A good ol' boy from Kentucky, Downs was drafted by Atlanta in 1994, but opted to play college ball in his home state instead. In 1997, the Cubs took a chance on him - and this time he turned pro.
In two months of single-A ball after being drafted, Downs impressed mightily - a 1.83 ERA in ten starts. Good enough to earn a promotion to high-A Daytona for 1998, where his numbers were a little closer to average. At the end of 1998, the Cubs sent him to Minnesota for Mike Morgan.
Minnesota tried Downs at AA, and he bombed spectacularly - an 8.69 ERA in six appearances, three starts. Moved down to Fort Myers, he didn't allow an earned run - but still managed an 0-1 record. Sent back to the Cubs in late May with Rick Aguilera.
Did much, much better on familiar turf - 5-0 with a 1.88 ERA in Daytona, 8-1 with an amazing 1.35 ERA in his second kick at AA ball.
Impressed the Cubs enough that he was part of their major league rotation to start 2000, where he went 4-3 with a 5.17 ERA - not great numbers, but good enough by the standards of that year's last-place Cubbies.
At the deadline, the cash-strapped Montreal Expos unloaded outfielder Rondell White's contract on the Cubs, and Downs was headed north of the border. After one start in Montreal - three innings, three earned runs, no control whatsoever - Downs went on the DL.
Downs returned to professional baseball in mid-2002, but was limited to mostly AAA action - thirteen starts for Montreal between 2002 and 2004, with stats that weren't too pretty.
After the 2004 season, the Jays - under the regime of J.P. Ricciardi, well-known for taking a chance on any pitcher who had any level of success at any time - gave Downs a call.
He started the year in Syracuse, where a line of 2-3, 4.81 was enough to get him called up to Toronto to help a badly hurting bullpen. Here, Downs showed flashes of what he would become, but he was also maddeningly inconsistent - over three innings hitless on May 28, two innings hitless on June 25, compare to five earned runs in two innings on June 5, three hits and two runs in four batters faced on June 21.

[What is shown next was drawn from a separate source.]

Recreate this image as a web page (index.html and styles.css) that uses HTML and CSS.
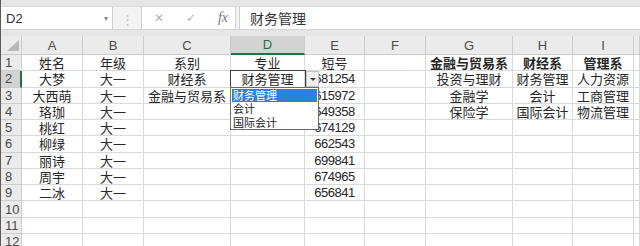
FILE: index.html
```html
<!DOCTYPE html>
<html lang="zh-CN">
<head>
    <meta charset="UTF-8">
    <title>Excel - 数据验证</title>
    <link rel="stylesheet" href="styles.css">
</head>
<body>
<div class="app">
    <div class="ribbon-edge"></div>

    <!-- formula bar -->
    <div class="fbar">
        <div class="namebox">
            <span>D2</span>
            <span class="nb-arrow">&#9662;</span>
        </div>
        <div class="grip">&#8942;</div>
        <div class="fx-box">
            <span class="fx-btn">&#10005;</span>
            <span class="fx-btn">&#10003;</span>
            <span class="fx-btn fx">fx</span>
        </div>
        <div class="formula">财务管理</div>
    </div>
    <div class="band"></div>

    <div class="sheet">
        <div class="row head">
            <div class="corner"><span class="tri"></span></div>
            <div class="ch">A</div>
            <div class="ch">B</div>
            <div class="ch">C</div>
            <div class="ch sel">D</div>
            <div class="ch">E</div>
            <div class="ch">F</div>
            <div class="ch">G</div>
            <div class="ch">H</div>
            <div class="ch">I</div>
            <div class="ch"></div>
        </div>
        <div class="row">
            <div class="rh">1</div>
            <div class="c">姓名</div><div class="c">年级</div><div class="c">系别</div><div class="c">专业</div><div class="c">短号</div>
            <div class="c"></div><div class="c b">金融与贸易系</div><div class="c b">财经系</div><div class="c b">管理系</div><div class="c"></div>
        </div>
        <div class="row">
            <div class="rh sel">2</div>
            <div class="c">大梦</div><div class="c">大一</div><div class="c">财经系</div><div class="c">财务管理</div><div class="c n">681254</div>
            <div class="c"></div><div class="c">投资与理财</div><div class="c">财务管理</div><div class="c">人力资源</div><div class="c"></div>
        </div>
        <div class="row">
            <div class="rh">3</div>
            <div class="c">大西萌</div><div class="c">大一</div><div class="c">金融与贸易系</div><div class="c"></div><div class="c n">615972</div>
            <div class="c"></div><div class="c">金融学</div><div class="c">会计</div><div class="c">工商管理</div><div class="c"></div>
        </div>
        <div class="row">
            <div class="rh">4</div>
            <div class="c">珞珈</div><div class="c">大一</div><div class="c"></div><div class="c"></div><div class="c n">649358</div>
            <div class="c"></div><div class="c">保险学</div><div class="c">国际会计</div><div class="c">物流管理</div><div class="c"></div>
        </div>
        <div class="row">
            <div class="rh">5</div>
            <div class="c">桃红</div><div class="c">大一</div><div class="c"></div><div class="c"></div><div class="c n">674129</div>
            <div class="c"></div><div class="c"></div><div class="c"></div><div class="c"></div><div class="c"></div>
        </div>
        <div class="row">
            <div class="rh">6</div>
            <div class="c">柳绿</div><div class="c">大一</div><div class="c"></div><div class="c"></div><div class="c n">662543</div>
            <div class="c"></div><div class="c"></div><div class="c"></div><div class="c"></div><div class="c"></div>
        </div>
        <div class="row">
            <div class="rh">7</div>
            <div class="c">丽诗</div><div class="c">大一</div><div class="c"></div><div class="c"></div><div class="c n">699841</div>
            <div class="c"></div><div class="c"></div><div class="c"></div><div class="c"></div><div class="c"></div>
        </div>
        <div class="row">
            <div class="rh">8</div>
            <div class="c">周宇</div><div class="c">大一</div><div class="c"></div><div class="c"></div><div class="c n">674965</div>
            <div class="c"></div><div class="c"></div><div class="c"></div><div class="c"></div><div class="c"></div>
        </div>
        <div class="row">
            <div class="rh">9</div>
            <div class="c">二冰</div><div class="c">大一</div><div class="c"></div><div class="c"></div><div class="c n">656841</div>
            <div class="c"></div><div class="c"></div><div class="c"></div><div class="c"></div><div class="c"></div>
        </div>
        <div class="row">
            <div class="rh">10</div>
            <div class="c"></div><div class="c"></div><div class="c"></div><div class="c"></div><div class="c"></div>
            <div class="c"></div><div class="c"></div><div class="c"></div><div class="c"></div><div class="c"></div>
        </div>
        <div class="row">
            <div class="rh">11</div>
            <div class="c"></div><div class="c"></div><div class="c"></div><div class="c"></div><div class="c"></div>
            <div class="c"></div><div class="c"></div><div class="c"></div><div class="c"></div><div class="c"></div>
        </div>
        <div class="row">
            <div class="rh">12</div>
            <div class="c"></div><div class="c"></div><div class="c"></div><div class="c"></div><div class="c"></div>
            <div class="c"></div><div class="c"></div><div class="c"></div><div class="c"></div><div class="c"></div>
        </div>

        <!-- active cell + validation dropdown -->
        <div class="active-cell"></div>
        <div class="dd-btn"><span class="dd-tri"></span></div>
        <ul class="dd-list">
            <li class="on">财务管理</li>
            <li>会计</li>
            <li>国际会计</li>
        </ul>
    </div>
</div>
</body>
</html>
```

FILE: styles.css
```css
* {
    box-sizing: border-box;
}
html, body {
    margin: 0;
    padding: 0;
    background: #fff;
}
body {
    width: 640px;
    height: 246px;
    overflow: hidden;
    font-family: "Noto Sans CJK SC", "Liberation Sans", sans-serif;
    color: #262626;
}
.app {
    border-left: 1px solid #5c5c5c;
    height: 246px;
    overflow: hidden;
}
.ribbon-edge {
    height: 7px;
    background: #e6e6e6;
    border-bottom: 1px solid #dadada;
}

/* formula bar */
.fbar {
    display: flex;
    height: 23px;
    background: #f3f3f3;
    border-bottom: 1px solid #d6d6d6;
}
.namebox {
    width: 112px;
    background: #fff;
    border-right: 1px solid #cfcfcf;
    display: flex;
    align-items: center;
    justify-content: space-between;
    padding: 0 4px 0 5px;
    font-family: "Liberation Sans", sans-serif;
    font-size: 13px;
    color: #333;
}
.nb-arrow {
    font-size: 8px;
    color: #888;
}
.grip {
    width: 28px;
    display: flex;
    align-items: center;
    justify-content: center;
    color: #c4c4c4;
    font-size: 13px;
}
.fx-box {
    width: 95px;
    background: #fff;
    border-left: 1px solid #d2d2d2;
    border-right: 1px solid #d2d2d2;
    display: flex;
    align-items: center;
    padding-left: 10px;
    gap: 18px;
}
.fx-btn {
    color: #b4b4b4;
    font-family: "DejaVu Sans", sans-serif;
    font-size: 12px;
    width: 14px;
    text-align: center;
}
.fx {
    font-family: "Liberation Serif", serif;
    font-style: italic;
    font-size: 14px;
    color: #777;
}
.formula {
    flex: 1;
    margin-left: 3px;
    background: #fff;
    border-left: 1px solid #d2d2d2;
    padding-left: 10px;
    font-size: 14px;
    line-height: 22px;
    color: #333;
}
.band {
    height: 6px;
    background: #e6e6e6;
}

/* grid */
.sheet {
    position: relative;
}
.row {
    display: grid;
    grid-template-columns: 21px 61px 61px 87px 74px 60px 61px 87px 60px 61px 1fr;
    height: 16.27px;
}
.row.head {
    height: 19px;
}
.corner, .ch, .rh {
    background: #ebebeb;
    border-right: 1px solid #cdcdcd;
    border-bottom: 1px solid #cdcdcd;
    color: #4a4a4a;
    font-family: "Liberation Sans", sans-serif;
    font-size: 13px;
    line-height: 15px;
    display: flex;
    align-items: center;
    justify-content: center;
}
.corner {
    position: relative;
}
.tri {
    position: absolute;
    right: 2px;
    bottom: 3px;
    width: 0;
    height: 0;
    border-left: 12px solid transparent;
    border-bottom: 11px solid #b8b8b8;
}
.ch.sel {
    background: #d3d3d3;
    border-bottom: 2px solid #217346;
    color: #217346;
}
.rh {
    justify-content: flex-start;
    padding-left: 4px;
}
.rh.sel {
    background: #d3d3d3;
    border-right: 2px solid #217346;
}
.c {
    border-right: 1px solid #dadada;
    border-bottom: 1px solid #dadada;
    display: flex;
    align-items: center;
    justify-content: center;
    font-size: 13px;
    line-height: 15px;
    white-space: nowrap;
}
.c.b {
    font-weight: bold;
}
.c.n {
    font-family: "Liberation Sans", sans-serif;
    letter-spacing: -0.45px;
}

/* data validation dropdown */
.active-cell {
    position: absolute;
    left: 229px;
    top: 34px;
    width: 76px;
    height: 18px;
    border: 1px solid #3f3f3f;
}
.dd-btn {
    position: absolute;
    left: 305px;
    top: 35px;
    width: 13px;
    height: 16px;
    background: #f0f0f0;
    border: 1px solid #c4c4c4;
    display: flex;
    align-items: center;
    justify-content: center;
}
.dd-tri {
    width: 0;
    height: 0;
    border-left: 3px solid transparent;
    border-right: 3px solid transparent;
    border-top: 3px solid #444;
}
.dd-list {
    position: absolute;
    left: 229px;
    top: 51px;
    width: 89px;
    height: 43px;
    margin: 0;
    padding: 1px;
    list-style: none;
    background: #fff;
    border: 1px solid #6b6b6b;
}
.dd-list li {
    height: 13.3px;
    line-height: 13.3px;
    font-size: 11px;
    padding-left: 1px;
    color: #222;
}
.dd-list li.on {
    background: #2f7fdc;
    color: #fff;
}
```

By late July, the Jays' lack of pitching depth forced Downs into the rotation, where a couple of shaky outings were followed by a very strong run through August and early September - in one five-start run, he complied an ERA of 2.20 - the rest of September was much harsher; Downs never made it past the sixth inning.
Downs started 2006 in the Jays' rotation, but after only two starts, he was moved to the bullpen - where, aside from a few emergency starts now and then, he would remain. In the grand tradition of Kelvim Escobar, Paul Quantrill, Billy Koch, and Kelvim Escobar again, the Jays turned a below-average starter into an above-average reliever - Downs compiled a 2.17 ERA in 2007, 1.78 in 2008, and 3.09 in an injury-marred 2009.
Used primarily against left-handed batters, Scott Downs has become one of the best short relievers in baseball - and if he's not named the Jays' closer early in the season, there's a strong chance he'll be dealt to another team to be their top bullpen dog. At which point we will promptly rename this blog "Blue Jays After Downs".